→ SHORT EXERCISE
Give the number of lines that include the string "styles", nothing more.

* start AVAILABLE DATA *

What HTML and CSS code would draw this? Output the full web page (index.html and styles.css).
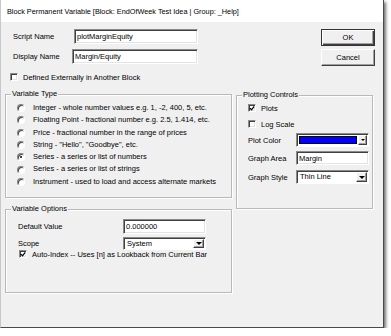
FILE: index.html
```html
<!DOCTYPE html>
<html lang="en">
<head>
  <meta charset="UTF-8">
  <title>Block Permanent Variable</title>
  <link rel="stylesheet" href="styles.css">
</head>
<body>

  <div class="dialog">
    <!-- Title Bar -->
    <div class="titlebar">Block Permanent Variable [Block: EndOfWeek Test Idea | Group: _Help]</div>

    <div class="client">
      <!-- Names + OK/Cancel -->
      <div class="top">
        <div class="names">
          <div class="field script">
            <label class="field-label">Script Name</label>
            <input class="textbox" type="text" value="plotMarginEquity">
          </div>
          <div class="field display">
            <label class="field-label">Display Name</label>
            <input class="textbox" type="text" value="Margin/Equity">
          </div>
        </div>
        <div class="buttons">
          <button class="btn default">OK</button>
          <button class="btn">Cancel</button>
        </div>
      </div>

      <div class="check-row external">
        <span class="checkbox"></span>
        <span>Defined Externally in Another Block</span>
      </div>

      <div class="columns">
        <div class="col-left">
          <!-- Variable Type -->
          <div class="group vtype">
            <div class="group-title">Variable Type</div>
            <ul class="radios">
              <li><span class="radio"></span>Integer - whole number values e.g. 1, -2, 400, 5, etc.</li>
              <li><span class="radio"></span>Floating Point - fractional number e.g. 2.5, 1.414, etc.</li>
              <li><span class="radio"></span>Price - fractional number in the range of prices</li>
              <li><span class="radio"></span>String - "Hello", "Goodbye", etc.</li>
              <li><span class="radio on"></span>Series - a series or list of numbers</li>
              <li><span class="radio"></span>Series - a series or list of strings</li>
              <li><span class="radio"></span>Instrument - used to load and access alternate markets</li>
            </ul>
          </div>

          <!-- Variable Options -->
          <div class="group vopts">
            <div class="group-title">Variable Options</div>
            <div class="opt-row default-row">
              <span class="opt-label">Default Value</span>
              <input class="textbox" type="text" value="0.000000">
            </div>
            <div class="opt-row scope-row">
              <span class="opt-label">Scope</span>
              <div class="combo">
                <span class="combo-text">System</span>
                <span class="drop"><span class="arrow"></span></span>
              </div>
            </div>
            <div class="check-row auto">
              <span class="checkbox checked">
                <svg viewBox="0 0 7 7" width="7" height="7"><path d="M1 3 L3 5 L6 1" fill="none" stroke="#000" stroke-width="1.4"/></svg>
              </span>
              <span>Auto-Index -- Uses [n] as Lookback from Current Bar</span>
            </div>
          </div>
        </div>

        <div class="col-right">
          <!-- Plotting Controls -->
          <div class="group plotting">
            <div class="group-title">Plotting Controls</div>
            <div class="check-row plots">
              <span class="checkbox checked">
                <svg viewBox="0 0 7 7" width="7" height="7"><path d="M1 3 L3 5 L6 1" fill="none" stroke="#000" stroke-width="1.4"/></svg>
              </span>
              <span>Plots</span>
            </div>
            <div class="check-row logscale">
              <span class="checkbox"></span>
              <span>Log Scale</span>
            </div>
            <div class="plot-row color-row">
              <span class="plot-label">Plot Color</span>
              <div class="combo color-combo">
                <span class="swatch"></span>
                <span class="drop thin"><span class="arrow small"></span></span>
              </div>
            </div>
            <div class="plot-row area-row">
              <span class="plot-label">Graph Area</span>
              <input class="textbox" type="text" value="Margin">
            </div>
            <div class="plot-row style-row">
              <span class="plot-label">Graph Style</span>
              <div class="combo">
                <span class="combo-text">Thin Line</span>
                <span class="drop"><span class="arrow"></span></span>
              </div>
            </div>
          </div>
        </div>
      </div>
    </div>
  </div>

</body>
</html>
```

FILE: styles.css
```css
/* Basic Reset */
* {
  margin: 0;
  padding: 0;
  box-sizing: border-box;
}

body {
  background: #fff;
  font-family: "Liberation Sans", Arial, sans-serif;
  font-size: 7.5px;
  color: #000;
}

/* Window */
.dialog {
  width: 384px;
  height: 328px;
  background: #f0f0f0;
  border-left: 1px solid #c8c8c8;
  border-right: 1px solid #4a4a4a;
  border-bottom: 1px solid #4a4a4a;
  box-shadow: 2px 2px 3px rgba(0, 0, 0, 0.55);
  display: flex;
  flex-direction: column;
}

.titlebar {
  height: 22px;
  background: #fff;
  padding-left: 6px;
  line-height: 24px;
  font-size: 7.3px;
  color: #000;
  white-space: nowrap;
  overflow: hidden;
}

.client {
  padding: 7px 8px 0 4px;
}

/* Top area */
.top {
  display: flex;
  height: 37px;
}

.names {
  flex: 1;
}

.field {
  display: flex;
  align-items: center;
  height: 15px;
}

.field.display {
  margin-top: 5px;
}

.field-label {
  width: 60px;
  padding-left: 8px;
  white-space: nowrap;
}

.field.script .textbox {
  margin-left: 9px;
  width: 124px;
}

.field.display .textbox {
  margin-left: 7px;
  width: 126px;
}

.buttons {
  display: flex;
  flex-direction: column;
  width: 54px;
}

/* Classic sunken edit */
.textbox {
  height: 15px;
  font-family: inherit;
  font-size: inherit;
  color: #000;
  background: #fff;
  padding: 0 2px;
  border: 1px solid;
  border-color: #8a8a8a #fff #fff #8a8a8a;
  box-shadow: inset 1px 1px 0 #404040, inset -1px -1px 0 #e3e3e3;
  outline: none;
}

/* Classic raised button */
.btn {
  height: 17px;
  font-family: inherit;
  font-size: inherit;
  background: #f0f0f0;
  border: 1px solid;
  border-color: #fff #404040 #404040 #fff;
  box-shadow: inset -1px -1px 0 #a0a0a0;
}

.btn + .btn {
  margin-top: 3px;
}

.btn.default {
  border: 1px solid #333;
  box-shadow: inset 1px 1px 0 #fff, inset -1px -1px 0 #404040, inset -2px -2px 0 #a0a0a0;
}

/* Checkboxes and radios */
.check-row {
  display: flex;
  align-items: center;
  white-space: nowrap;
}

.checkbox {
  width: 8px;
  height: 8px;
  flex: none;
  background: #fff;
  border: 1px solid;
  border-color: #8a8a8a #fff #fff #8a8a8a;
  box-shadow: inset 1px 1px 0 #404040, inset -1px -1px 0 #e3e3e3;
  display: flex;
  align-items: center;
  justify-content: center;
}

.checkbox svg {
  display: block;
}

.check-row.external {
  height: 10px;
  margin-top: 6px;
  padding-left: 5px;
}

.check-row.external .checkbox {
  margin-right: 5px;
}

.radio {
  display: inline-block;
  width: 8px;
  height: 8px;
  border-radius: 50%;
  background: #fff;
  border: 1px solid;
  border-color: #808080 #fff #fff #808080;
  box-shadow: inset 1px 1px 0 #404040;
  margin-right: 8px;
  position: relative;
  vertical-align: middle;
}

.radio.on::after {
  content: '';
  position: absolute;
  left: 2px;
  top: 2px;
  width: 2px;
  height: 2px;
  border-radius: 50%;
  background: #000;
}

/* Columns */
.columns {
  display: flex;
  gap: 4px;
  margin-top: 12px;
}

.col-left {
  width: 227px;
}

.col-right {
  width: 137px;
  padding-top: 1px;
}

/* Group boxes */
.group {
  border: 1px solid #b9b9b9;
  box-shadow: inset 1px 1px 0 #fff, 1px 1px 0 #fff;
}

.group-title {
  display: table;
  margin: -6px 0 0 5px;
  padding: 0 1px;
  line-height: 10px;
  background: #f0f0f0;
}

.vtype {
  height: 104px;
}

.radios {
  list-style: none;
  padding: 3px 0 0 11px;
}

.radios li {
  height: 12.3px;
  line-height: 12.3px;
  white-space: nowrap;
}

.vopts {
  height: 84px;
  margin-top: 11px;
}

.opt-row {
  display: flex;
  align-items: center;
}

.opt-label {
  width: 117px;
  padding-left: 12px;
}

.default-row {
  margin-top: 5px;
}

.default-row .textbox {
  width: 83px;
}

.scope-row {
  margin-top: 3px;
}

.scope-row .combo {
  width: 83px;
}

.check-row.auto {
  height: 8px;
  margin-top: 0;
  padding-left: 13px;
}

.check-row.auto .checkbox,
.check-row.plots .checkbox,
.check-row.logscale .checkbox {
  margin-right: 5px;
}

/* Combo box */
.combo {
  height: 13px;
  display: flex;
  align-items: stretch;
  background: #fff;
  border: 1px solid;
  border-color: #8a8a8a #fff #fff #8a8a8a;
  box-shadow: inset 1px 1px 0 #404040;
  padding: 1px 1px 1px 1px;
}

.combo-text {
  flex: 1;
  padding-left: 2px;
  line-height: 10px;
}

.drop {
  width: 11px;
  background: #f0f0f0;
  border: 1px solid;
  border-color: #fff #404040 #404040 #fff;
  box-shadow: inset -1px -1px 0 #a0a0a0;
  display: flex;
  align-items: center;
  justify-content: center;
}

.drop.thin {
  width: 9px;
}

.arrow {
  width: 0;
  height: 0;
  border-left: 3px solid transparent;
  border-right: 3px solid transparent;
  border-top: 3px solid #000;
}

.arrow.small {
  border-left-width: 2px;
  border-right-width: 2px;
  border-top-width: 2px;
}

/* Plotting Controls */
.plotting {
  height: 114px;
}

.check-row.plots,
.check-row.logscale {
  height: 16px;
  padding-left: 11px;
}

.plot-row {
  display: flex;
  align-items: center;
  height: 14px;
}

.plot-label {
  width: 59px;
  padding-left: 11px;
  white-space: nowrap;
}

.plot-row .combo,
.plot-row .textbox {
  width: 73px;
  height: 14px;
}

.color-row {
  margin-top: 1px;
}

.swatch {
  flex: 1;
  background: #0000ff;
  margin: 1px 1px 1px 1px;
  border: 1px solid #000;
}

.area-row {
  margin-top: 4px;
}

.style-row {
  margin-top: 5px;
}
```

* end AVAILABLE DATA *

→ FULL SOLUTION
3